Il concetto di valutazione nella scuola ha avuto una evoluzione secondo il seguente percorso: dalla funzione selettiva alla funzione formativa, da operazione semplice e individuale a operazione complessa e collegiale, da raccolta di dati a progetto formativo individuale.

La recente bozza di regolamento sulla valutazione degli apprendimenti degli alunni richiama fortemente il valore formativo della valutazione, utilizzando termini di uso quotidiano come valutazione, verifiche, certificazione, il cui significato però non sempre risulta condiviso tra i docenti e le famiglie.

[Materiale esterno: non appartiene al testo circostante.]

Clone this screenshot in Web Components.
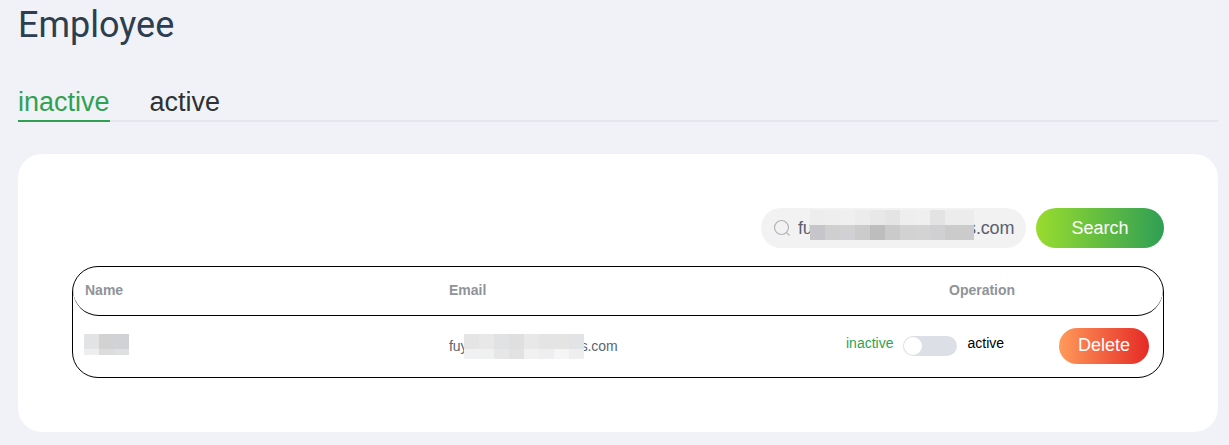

Nonostante le diverse fasi che si sono susseguite nella riflessione sulla tematica in oggetto e al di là della modalità di espressione- voti, lettere,  giudizi analitici, sintetici, globali- in molti casi la critica di fondo rimane la soggettività dei giudizi, nonché l’insegnamento inteso come processo indirizzato a potenziare capacità già presenti, senza peraltro il coinvolgimento e il confronto continuo tra i diversi attori del processo educativo.



Infatti ancora oggi si ribadisce che la promozione da una classe all’altra avviene con la sufficienza attraverso la misurazione (assegnazione voto), la valutazione finale (proposta nel consiglio di classe).

Il ritorno al voto non ci spaventa, ma ci spaventa la possibilità di cancellare un passato di studio e di ricerca che ha tentato di spostare l’asse dell’interesse professionale dal quadro diagnostico, pertanto soggettivo, mediante i vari tipi di prove tradizionali per definire conoscenze, abilità e a volte anche competenze complesse in relazione a obiettivi e programmazione, ad un quadro di descrizione del processo di apprendimento, di maturazione del pensiero, delle consapevolezze raggiunte, mediante la collaborazione e la partecipazione dello studente stesso, che diviene consapevole di ciò che sa e sa fare.



La più recente ricerca educativa indica quale strada da percorrere il passaggio dalla valutazione tradizionale alla valutazione autentica dell’apprendimento: si chiede al docente di progettare compiti significativi, privilegiando una didattica laboratoriale, di suscitare interessi, di tener conto di tutte le dimensioni di sviluppo e di crescita dell’alunno, stabilire e comunicare a studenti e famiglie traguardi da raggiungere e criteri di valutazione; si chiede allo studente responsabilità e diretto coinvolgimento nel proprio processo di apprendimento, l’applicazione cioè della propria conoscenza in contesti reali, rivelando così padronanza e competenza.

Si passa da una concezione in cui lo studente pensa che sia il docente a fargli capire e a dovergli insegnare le cose (non è colpa sua se le cose non vanno bene) alla concezione in cui l’apprendimento è a carico di tutti i soggetti. Il docente è promotore dell’apprendimento e lo studente è esaminatore di se stesso, che si fa carico di muoversi nella direzione a lui più consona, scegliendo tra diverse possibilità. (si mette in gioco responsabilmente).

Relativamente ad una valutazione di qualità nella nella C.M. 10/09 vengono indicati  i criteri essenziali: la finalità formativa; la validità, l’attendibilità, l’accuratezza, la trasparenza e l’equità;
la coerenza con gli obiettivi di apprendimento previsti dai piani di studio; la considerazione sia dei processi di apprendimento sia dei loro esiti; il rigore metodologico nelle procedure; la valenza formativa.

Conciliare principi condivisibili con una valutazione in decimi è possibile solo nella misura in cui i docenti assumono la responsabilità di non catalogare gli alunni, ma di accompagnarli nel loro percorso educativo e formativo mediante tappe significative (criteri o ambiti specifici di osservazione) articolate in indicatori e descrittori.

Ancora una volta è chiamato in causa il collegio docenti, nei suoi diversi momenti di lavoro trasversale e disciplinare,  che, in relazione a obiettivi formativi e cognitivi,  deve darsi strumenti condivisi per l’osservazione e stabilire la corrispondenza tra indicatori, giudizio e voti,  che deve comunque essere dichiarata e socializzata ad alunni e famiglie.

Solo così il voto numerico acquisisce un senso e assolve alla funzione primaria della scuola: educare istruendo.

La lettura del documento fa sorgere tuttavia alcuni interrogativi circa le pratiche suggerite: certificazione delle competenze con valutazione in decimi, documentazione sul processo di maturazione dell’alunno (perché non il portfolio?), non ammissione degli alunni alla classe successiva con una sola votazione inferiore a sei decimi in una materia o gruppi di materie, cosa si intende per gruppo di materie?

Si tratta per ora solo di una bozza di schema di regolamento; ci auguriamo che la prossima edizione definitiva, fedele ai principi espressi, sia chiara nel percorso che ogni scuola, pur nella sua autonomia, dovrà seguire.